0

When array (data) of more than 10,000, not all processes are finished (see last line print('compete')). When array up to 2,000 elements this code works fine. I think problem with queue, without result_queue.put([i,j]) all processes properly completed. Can anybody help me with this part of code?

    def finder(start,end,proc,result_queue,lock):
    global data
    i=start
    while i<=end:
        el=data[i]
        j=-1
        for el1 in data:
            j=j+1
            s1 = SequenceMatcher(None, el, el1)
            s1_val=s1.ratio()
            if s1_val>0.9: result_queue.put([i,j])
        i=i+1
    print('end')


if __name__ == '__main__':
    multiprocessing.freeze_support()
    result_queue = multiprocessing.Queue()
    allProcesses = []
    data=r.keys()
    print(len(data))
    parts=8
    part=int(len(data)/parts)
    i=0
    lock = multiprocessing.Lock()

    while i<parts:
            p = multiprocessing.Process(target=finder, args=(part*i, part*i+part,i,result_queue,lock ))
            print('init',part*i, part*i+part,i)
            allProcesses.append(p)
            p.daemon = True
            p.start()
            i=i+1
            print('started process',i)
    i=0

    for p in allProcesses:
        p.join()
        print('complete')
  • Is there any difference when run without `p.daemon = True`? – J.J. Hakala Jul 03 '16 at 16:49
  • no difference((( only 3 of 8 completed – Alexander Vedmed' Jul 03 '16 at 16:53
  • There might be a size limit for the queue.

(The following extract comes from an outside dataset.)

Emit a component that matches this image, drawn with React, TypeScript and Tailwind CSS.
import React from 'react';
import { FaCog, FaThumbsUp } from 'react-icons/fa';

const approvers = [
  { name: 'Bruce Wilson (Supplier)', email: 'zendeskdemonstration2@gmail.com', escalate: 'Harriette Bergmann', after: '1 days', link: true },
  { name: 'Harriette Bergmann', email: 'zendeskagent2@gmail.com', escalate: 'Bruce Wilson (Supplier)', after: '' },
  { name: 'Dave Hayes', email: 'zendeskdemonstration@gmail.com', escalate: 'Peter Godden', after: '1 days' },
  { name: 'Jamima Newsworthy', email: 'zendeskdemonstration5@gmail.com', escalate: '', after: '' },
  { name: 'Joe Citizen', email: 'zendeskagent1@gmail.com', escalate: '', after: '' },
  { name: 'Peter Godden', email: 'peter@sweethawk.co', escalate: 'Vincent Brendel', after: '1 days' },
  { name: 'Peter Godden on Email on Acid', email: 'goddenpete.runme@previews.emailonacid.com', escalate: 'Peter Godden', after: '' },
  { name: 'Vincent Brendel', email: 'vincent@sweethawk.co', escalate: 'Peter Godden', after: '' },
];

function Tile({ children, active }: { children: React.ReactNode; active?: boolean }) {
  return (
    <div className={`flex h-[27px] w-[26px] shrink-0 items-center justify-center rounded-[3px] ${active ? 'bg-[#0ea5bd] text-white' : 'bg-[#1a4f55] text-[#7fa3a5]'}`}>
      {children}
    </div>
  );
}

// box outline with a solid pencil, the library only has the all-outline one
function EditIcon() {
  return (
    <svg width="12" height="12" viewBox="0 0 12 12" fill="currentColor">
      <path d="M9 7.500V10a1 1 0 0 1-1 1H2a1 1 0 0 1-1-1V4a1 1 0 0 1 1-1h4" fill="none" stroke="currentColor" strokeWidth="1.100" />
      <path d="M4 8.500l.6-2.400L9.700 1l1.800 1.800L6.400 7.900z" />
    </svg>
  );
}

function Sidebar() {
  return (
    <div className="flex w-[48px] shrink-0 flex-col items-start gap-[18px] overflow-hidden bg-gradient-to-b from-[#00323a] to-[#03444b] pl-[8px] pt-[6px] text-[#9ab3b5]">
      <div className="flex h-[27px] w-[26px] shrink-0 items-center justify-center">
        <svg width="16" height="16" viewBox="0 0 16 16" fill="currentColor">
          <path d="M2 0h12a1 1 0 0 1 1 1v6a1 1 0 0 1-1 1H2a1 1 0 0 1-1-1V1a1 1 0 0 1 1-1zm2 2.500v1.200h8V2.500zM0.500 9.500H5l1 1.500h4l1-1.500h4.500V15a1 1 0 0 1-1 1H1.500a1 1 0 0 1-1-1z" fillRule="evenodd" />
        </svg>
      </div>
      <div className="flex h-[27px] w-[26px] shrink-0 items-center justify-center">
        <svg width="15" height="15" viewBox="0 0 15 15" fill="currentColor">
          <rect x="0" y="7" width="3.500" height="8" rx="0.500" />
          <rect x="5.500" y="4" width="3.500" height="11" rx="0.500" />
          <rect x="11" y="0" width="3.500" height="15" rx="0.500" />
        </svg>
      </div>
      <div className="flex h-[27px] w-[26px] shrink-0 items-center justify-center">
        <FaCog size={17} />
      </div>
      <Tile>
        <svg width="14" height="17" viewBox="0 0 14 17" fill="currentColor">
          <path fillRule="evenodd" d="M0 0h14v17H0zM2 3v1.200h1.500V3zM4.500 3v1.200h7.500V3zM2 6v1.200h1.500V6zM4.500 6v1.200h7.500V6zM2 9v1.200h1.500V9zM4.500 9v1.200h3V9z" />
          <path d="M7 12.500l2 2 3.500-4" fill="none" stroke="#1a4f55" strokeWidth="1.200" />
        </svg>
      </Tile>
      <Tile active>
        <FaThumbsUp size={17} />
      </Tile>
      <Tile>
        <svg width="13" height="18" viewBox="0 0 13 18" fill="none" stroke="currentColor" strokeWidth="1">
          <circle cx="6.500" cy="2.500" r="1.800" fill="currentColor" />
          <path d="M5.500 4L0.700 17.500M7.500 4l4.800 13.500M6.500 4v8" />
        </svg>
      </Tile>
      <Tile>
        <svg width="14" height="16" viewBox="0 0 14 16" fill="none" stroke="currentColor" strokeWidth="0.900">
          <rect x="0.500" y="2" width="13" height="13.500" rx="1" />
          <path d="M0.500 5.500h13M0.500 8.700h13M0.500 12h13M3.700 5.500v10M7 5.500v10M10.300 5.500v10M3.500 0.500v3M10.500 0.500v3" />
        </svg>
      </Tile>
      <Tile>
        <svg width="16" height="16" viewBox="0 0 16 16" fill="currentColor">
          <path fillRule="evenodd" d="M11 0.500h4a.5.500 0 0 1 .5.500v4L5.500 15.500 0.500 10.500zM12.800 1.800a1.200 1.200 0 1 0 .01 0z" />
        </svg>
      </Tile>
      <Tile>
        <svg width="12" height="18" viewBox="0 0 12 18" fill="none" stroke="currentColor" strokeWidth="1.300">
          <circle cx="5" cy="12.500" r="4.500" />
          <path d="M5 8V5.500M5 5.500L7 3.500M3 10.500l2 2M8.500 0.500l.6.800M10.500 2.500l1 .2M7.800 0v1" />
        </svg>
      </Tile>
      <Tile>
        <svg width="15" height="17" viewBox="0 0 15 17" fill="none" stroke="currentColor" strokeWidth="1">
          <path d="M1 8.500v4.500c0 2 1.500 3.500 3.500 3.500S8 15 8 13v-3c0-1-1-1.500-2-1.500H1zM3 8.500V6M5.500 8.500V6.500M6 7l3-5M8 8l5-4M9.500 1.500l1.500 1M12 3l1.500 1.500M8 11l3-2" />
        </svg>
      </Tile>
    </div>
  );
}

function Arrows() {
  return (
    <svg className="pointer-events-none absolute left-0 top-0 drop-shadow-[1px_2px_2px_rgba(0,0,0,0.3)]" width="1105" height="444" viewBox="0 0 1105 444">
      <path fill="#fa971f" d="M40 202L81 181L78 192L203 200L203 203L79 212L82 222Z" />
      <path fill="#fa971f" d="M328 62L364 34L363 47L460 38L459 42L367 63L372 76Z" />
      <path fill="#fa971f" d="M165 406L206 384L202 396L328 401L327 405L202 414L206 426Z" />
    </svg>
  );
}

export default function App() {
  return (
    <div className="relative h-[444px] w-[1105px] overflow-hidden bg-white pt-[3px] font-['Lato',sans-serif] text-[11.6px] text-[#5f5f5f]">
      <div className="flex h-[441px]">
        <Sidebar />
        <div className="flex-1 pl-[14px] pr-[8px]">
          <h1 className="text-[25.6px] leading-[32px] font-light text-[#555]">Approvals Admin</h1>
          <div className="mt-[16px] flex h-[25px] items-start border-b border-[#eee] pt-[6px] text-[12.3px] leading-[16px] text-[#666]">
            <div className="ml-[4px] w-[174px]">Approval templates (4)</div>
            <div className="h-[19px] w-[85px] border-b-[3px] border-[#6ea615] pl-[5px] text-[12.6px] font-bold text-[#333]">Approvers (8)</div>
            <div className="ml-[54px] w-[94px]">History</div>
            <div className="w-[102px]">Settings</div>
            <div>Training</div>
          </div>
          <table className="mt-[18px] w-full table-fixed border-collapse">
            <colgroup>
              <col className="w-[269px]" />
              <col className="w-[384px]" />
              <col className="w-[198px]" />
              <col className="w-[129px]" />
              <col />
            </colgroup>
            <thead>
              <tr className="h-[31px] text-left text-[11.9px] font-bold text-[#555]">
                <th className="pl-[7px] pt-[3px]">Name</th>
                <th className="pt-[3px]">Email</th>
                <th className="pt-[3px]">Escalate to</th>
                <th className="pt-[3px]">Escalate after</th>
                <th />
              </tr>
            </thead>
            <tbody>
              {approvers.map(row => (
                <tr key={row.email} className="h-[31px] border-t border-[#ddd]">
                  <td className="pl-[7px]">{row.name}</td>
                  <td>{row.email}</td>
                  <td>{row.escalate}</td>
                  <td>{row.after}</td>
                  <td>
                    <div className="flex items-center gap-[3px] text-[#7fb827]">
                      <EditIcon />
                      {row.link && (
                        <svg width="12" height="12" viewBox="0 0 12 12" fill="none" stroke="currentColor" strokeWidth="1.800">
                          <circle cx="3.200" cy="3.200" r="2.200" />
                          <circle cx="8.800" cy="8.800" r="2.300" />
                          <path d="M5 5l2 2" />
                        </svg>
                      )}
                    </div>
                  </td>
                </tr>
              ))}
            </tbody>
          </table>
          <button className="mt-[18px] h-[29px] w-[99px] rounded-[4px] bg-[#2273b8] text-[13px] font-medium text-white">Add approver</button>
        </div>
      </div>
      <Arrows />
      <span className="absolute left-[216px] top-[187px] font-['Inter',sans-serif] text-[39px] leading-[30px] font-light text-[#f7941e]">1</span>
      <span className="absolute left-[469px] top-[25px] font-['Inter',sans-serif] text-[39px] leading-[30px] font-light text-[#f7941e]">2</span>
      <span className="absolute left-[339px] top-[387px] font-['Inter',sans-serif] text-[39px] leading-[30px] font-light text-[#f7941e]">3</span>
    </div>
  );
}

If there is no consumer for the queue, it will get full and `queue.put()` will block. At least [this](http://stackoverflow.com/questions/5900985/multiprocessing-queue-maxsize-limit-is-32767) suggests that there is a limit. – J.J. Hakala Jul 03 '16 at 16:57
  • length of my queue lower then 32767. real length shorter than 500-600. and code executed without errors – Alexander Vedmed' Jul 03 '16 at 17:02
  • Can you create a simplified MCVE (http://stackoverflow.com/help/mcve) that demonstrates the problem? We can't run the code that you have provided because we don't have `SequenceMatcher`, and `r` is not defined. – Warren Weckesser Jul 04 '16 at 02:32

1 Answers1

2

Short answer: Use multiprocessing.Manager to create the Queue

    m = multiprocessing.Manager()
    result_queue = m.Queue()

A bit more detailed answer: the multiprocessing.Manager will return an

<class 'multiprocessing.managers.AutoProxy[Queue]'>

instance which can be shared safely among workers.

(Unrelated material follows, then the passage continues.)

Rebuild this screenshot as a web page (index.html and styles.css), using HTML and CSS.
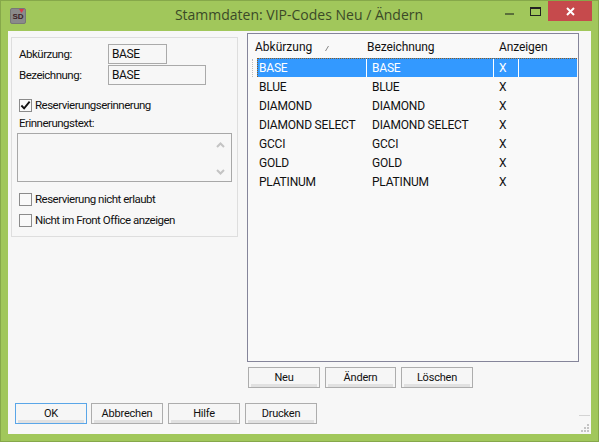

Here is a complete runable example

import time
import multiprocessing


def finder(start,end,proc,result_queue,lock):
    #global data


    for i in range(start, end+1):
        #print (type(result_queue))

        result_queue.put((i,))




    print('end %s'%proc)

r = {i:i for i in range(100000)}


def main():

    multiprocessing.freeze_support()
    allProcesses = []
    data=r.keys()
    print(len(data))
    parts=8
    part=int(len(data)/parts)
    i=0
    lock = multiprocessing.Lock()
    m = multiprocessing.Manager()
    result_queue = m.Queue()
    while i<parts:

            p = multiprocessing.Process(target=finder, args=(part*i, part*i+part,i,result_queue,lock ))
            print('init',part*i, part*i+part,i)

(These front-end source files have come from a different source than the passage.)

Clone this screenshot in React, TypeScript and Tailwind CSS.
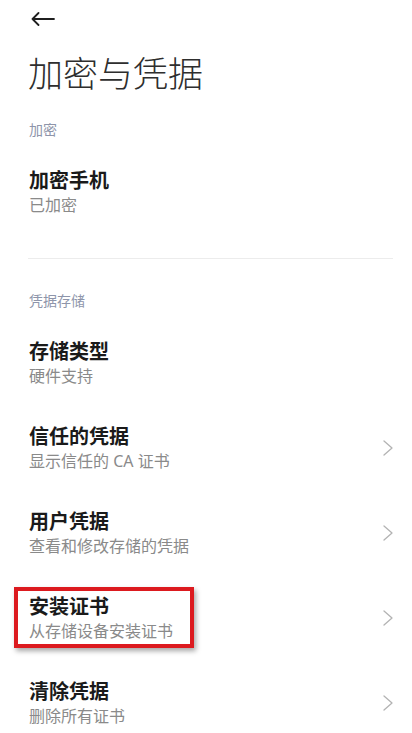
import React from 'react'

type Item = {
  title: string
  subtitle: string
  arrow?: boolean
  marked?: boolean
}

const storageItems: Item[] = [
  { title: '存储类型', subtitle: '硬件支持' },
  { title: '信任的凭据', subtitle: '显示信任的 CA 证书', arrow: true },
  { title: '用户凭据', subtitle: '查看和修改存储的凭据', arrow: true },
  { title: '安装证书', subtitle: '从存储设备安装证书', arrow: true, marked: true },
  { title: '清除凭据', subtitle: '删除所有证书', arrow: true },
]

function BackArrow() {
  return (
    <svg width="24" height="14" viewBox="0 0 24 14" fill="none">
      <path
        d="M23 7H1.5M7.5 1L1.5 7L7.5 13"
        stroke="#1f1f1f"
        strokeWidth="1.8"
        strokeLinecap="round"
        strokeLinejoin="round"
      />
    </svg>
  )
}

function Chevron() {
  return (
    <svg width="10" height="16" viewBox="0 0 10 16" fill="none">
      <path d="M1 1L9 8L1 15" stroke="#b3b3b3" strokeWidth="1.3" strokeLinecap="round" strokeLinejoin="round" />
    </svg>
  )
}

function Row({ item }: { item: Item }) {
  return (
    <div className="flex items-center justify-between">
      <div className="relative">
        <div className="text-[20px] leading-[24px] font-bold text-[#1a1a1a]">{item.title}</div>
        <div className="text-[16px] leading-[24px] text-[#8a8a8a]">{item.subtitle}</div>
        {/* annotation box */}
        {item.marked && (
          <div className="absolute left-[-15px] top-[-8px] w-[180px] h-[61px] border-[4px] border-[#dc1a1f] shadow-[2px_3px_5px_rgba(0,0,0,0.35)]" />
        )}
      </div>
      {item.arrow && (
        <div className="-mt-[3px]">
          <Chevron />
        </div>
      )}
    </div>
  )
}

function SectionHeader({ label }: { label: string }) {
  return <div className="text-[14px] leading-[20px] text-[#8e95aa]">{label}</div>
}

export default function App() {
  return (
    <div
      className="w-[412px] h-[733px] overflow-hidden bg-white"
      style={{ fontFamily: '"Noto Sans", "Noto Sans CJK SC", sans-serif' }}
    >
      <div className="h-[38px] flex items-center pl-[31px]">
        <BackArrow />
      </div>

      <div className="pl-[28px] pr-[19px]">
        <h1 className="mt-[13px] text-[35px] leading-[46px] font-light text-[#2e2e2e]">加密与凭据</h1>

        <div className="pt-[23px] pl-[1px]">
          <SectionHeader label="加密" />
        </div>
        <div className="mt-[29px] pl-[1px]">
          <Row item={{ title: '加密手机', subtitle: '已加密' }} />
        </div>

        <div className="mt-[41px] h-px bg-[#ececec]" />

        <div className="mt-[32px] pl-[1px]">
          <SectionHeader label="凭据存储" />
        </div>

        <div className="mt-[29px] pl-[1px] flex flex-col gap-[37px]">
          {storageItems.map((item) => (
            <Row key={item.title} item={item} />
          ))}
        </div>
      </div>
    </div>
  )
}
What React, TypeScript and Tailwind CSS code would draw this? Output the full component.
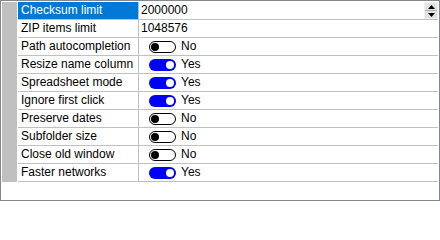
import React from "react"

type Row = {
    name: string
    value: string | boolean
    selected?: boolean
    spinner?: boolean
}

const rows: Row[] = [
    { name: "Checksum limit", value: "2000000", selected: true, spinner: true },
    { name: "ZIP items limit", value: "1048576" },
    { name: "Path autocompletion", value: false },
    { name: "Resize name column", value: true },
    { name: "Spreadsheet mode", value: true },
    { name: "Ignore first click", value: true },
    { name: "Preserve dates", value: false },
    { name: "Subfolder size", value: false },
    { name: "Close old window", value: false },
    { name: "Faster networks", value: true },
]

function Toggle({ on }: { on: boolean }) {
    if (on) {
        return (
            <div className="flex items-center justify-end w-[27px] h-[12px] rounded-full bg-[#0000ff] pr-[2px]">
                <div className="w-[8px] h-[8px] rounded-full bg-white" />
            </div>
        )
    }
    return (
        <div className="flex items-center w-[27px] h-[12px] rounded-full bg-white border border-black pl-[1px]">
            <div className="w-[8px] h-[8px] rounded-full bg-black" />
        </div>
    )
}

function Spinner() {
    return (
        <div className="flex flex-col w-[14px] h-[17px] bg-[#e3e3e3] border border-[#f0f0f0]">
            <div className="flex-1 flex items-center justify-center border-b border-[#b0b0b0]">
                <svg width="7" height="4" viewBox="0 0 7 4">
                    <path d="M3.5 0 L7 4 L0 4 Z" fill="#000" />
                </svg>
            </div>
            <div className="flex-1 flex items-center justify-center">
                <svg width="7" height="4" viewBox="0 0 7 4">
                    <path d="M0 0 L7 0 L3.5 4 Z" fill="#000" />
                </svg>
            </div>
        </div>
    )
}

export default function App() {
    return (
        <div
            className="w-[440px] h-[201px] bg-white border border-[#828790] p-px text-[12px] text-black"
            style={{ fontFamily: '"Liberation Sans", Arial, sans-serif' }}
        >
            <div className="flex flex-col">
                {rows.map(function (row) {
                    return (
                        <div key={row.name} className="flex h-[18px]">
                            <div className="w-[15px] bg-[#c0c0c0]" />
                            <div className="w-px" />
                            <div
                                className={
                                    row.selected
                                        ? "w-[121px] border-r border-b border-[#c0c0c0] bg-[#0078d7] text-white pl-[3px] leading-[17px] whitespace-nowrap"
                                        : "w-[121px] border-r border-b border-[#c0c0c0] pl-[3px] leading-[17px] whitespace-nowrap"
                                }
                            >
                                {row.name}
                            </div>
                            <div className="w-[299px] flex items-center border-b border-[#c0c0c0]">
                                {typeof row.value === "string" ? (
                                    <div className="flex-1 pl-[2px] leading-[17px]">{row.value}</div>
                                ) : (
                                    <div className="flex items-center gap-[5px] pl-[10px]">
                                        <Toggle on={row.value} />
                                        <span className="leading-[17px]">{row.value ? "Yes" : "No"}</span>
                                    </div>
                                )}
                                {row.spinner ? <Spinner /> : null}
                            </div>
                        </div>
                    )
                })}
            </div>
        </div>
    )
}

            p.daemon = False
            p.start()
            i=i+1
            print('started process',i)
            allProcesses.append(p)


    for p in allProcesses:
        print("join", p)

        print(p.join())
        print('complete')


if __name__ == '__main__':
    main()

If you change the m.Queue to multiprocessing.Queue you will see your old behavior

Yoav Glazner
  • 7,936
  • 1
  • 19
  • 36